Dear Jon: Lighthouse Avenue Monterey still a head scratcher
Depending on when you’re trying to get off the Monterey peninsula, traffic can be a nightmare. The City of Monterey says up to 45,000 vehicles travel through the Lighthouse Avenue corridor in a day. That’s an incredibly huge number of vehicles in a relatively small area. It’s a testament to just how much of a destination the Monterey Peninsula is.
Are there improvements we can look forward too? Yes there are, but the stakeholders have to come together and agree what’s best for the community of Monterey in this mecca of tourism.
Planners with the City of Monterey have been working on this issue for over 10 years. 9-11 was the beginning of the mega traffic issues after access across the Presidio was cut off.
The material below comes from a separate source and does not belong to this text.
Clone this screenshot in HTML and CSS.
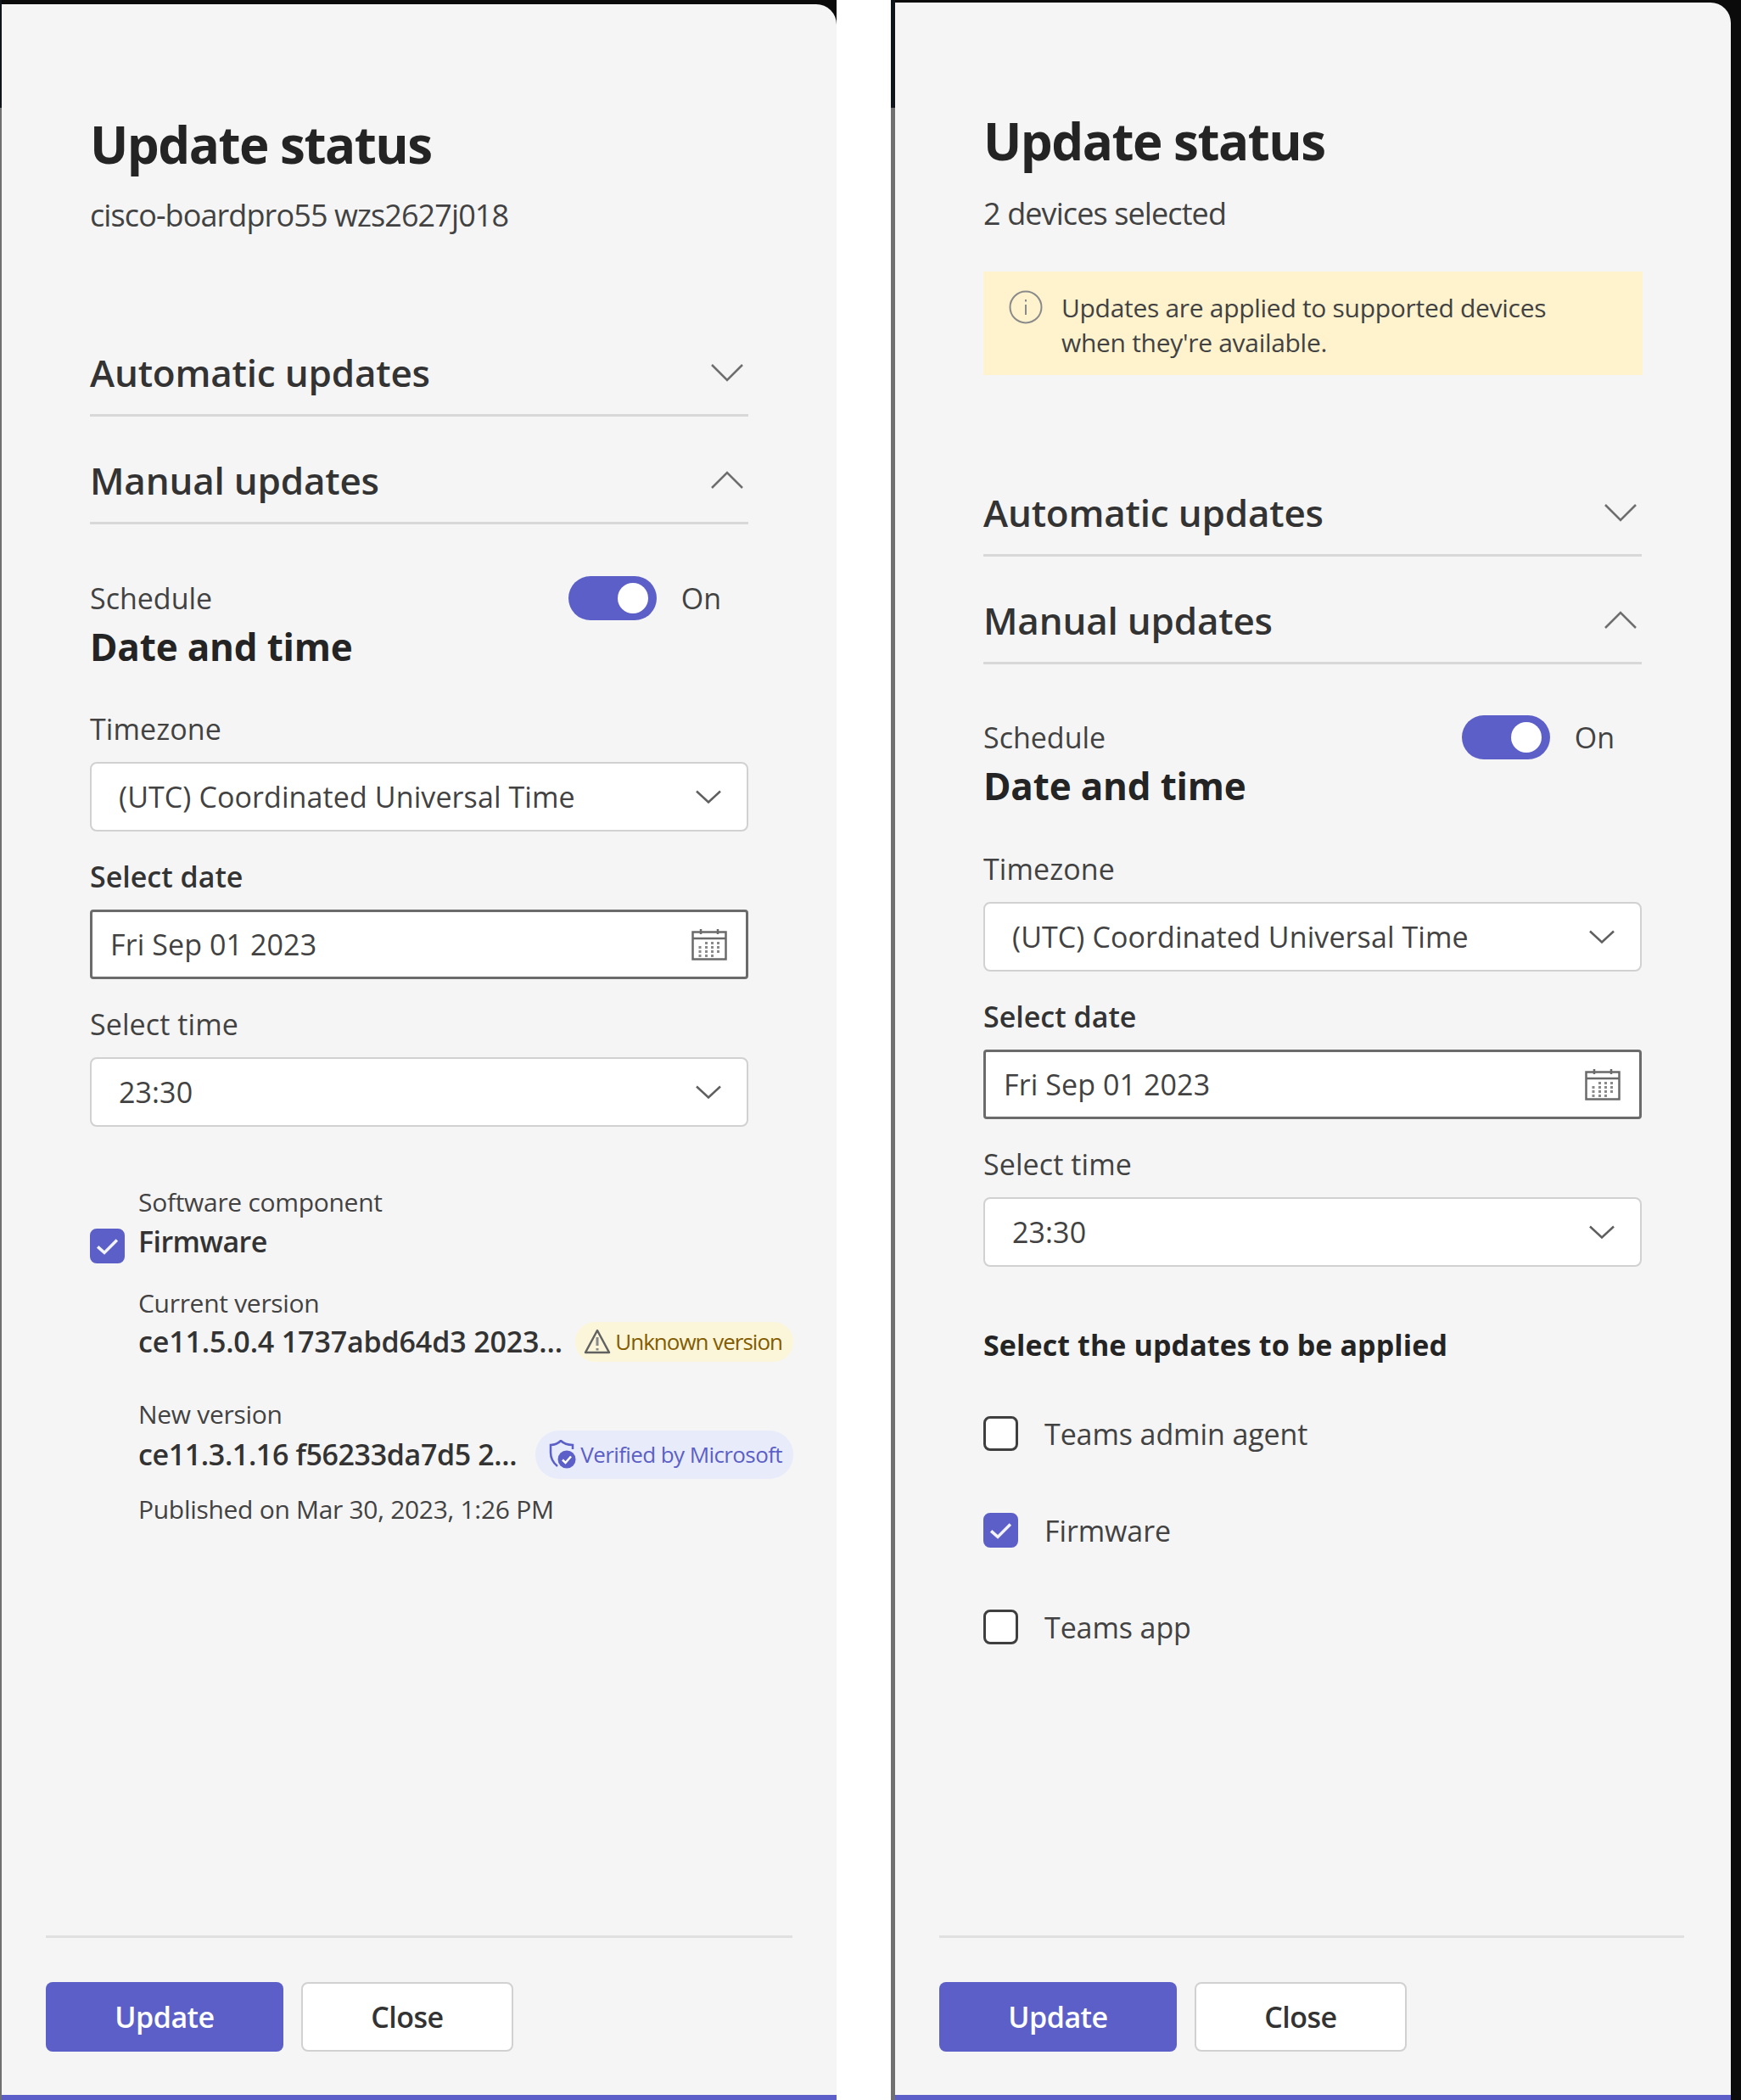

That left Lighthouse Avenue and the Holman Highway as the only funnel points off the peninsula.
Progress is slow on the Lighthouse avenue corridor. Since 2010, planners have been presenting ideas in workshops to make Lighthouse Avenue one way and Foam Street one way in the opposite direction. Planners have also proposed more plans for mass transit, bicycles and pedestrians and down played vehicles.
Monterey Planner Elizabeth Caraker has been working with stakeholders in the area for years to try to solve the Lighthouse Avenue traffic jams. She says the merchants, Cannery Row and new Monterey residents have all heard and seen the planner’s ideas to keep the traffic flowing, but at this point movement is as fast as a traffic jam, “We can continue to study it, if the stake holders are interested in coming together and discussing it once again, we have some scenarios worked out. It’s just a matter of politics at this point.”
So is there hope for a speedy resolution to moving traffic on Lighthouse Avenue? “Everybody has different interests, as you know, and the different scenarios favored one or the other,” says Caraker. “So we couldn’t come to full agreement.”
For now, huge events like the Pro-Am or Car Week and daily commuter traffic will continue to bog down Lighthouse Avenue where left turns are prohibited at intersections. But you can turn left over a double yellow line into and out of a driveway.
There is some good news to report at the other exit point off the peninsula. Todd Muck with the Transportation Agency for Monterey County, says a roundabout is coming to the Holman Highway at Highway One. “Roundabouts tend to distribute traffic verses being a choke point for traffic.” Says Muck, “So instead of people backing up at least a mile in the peak period trying to get through that intersection, they’ll flow right through with very little delay.”
So there’s the silver lining in all of this, construction on the roundabout at Holman Highway and Highway One is set to begin this fall. Right now they’re in the ‘stage planning’ to minimize disruptions to traffic during construction.
As to Lighthouse Avenue, I’m told in the short term there’s grant funding coming to buy equipment to control the lights on Lighthouse Avenue in Monterey to keep traffic flowing in high peak times.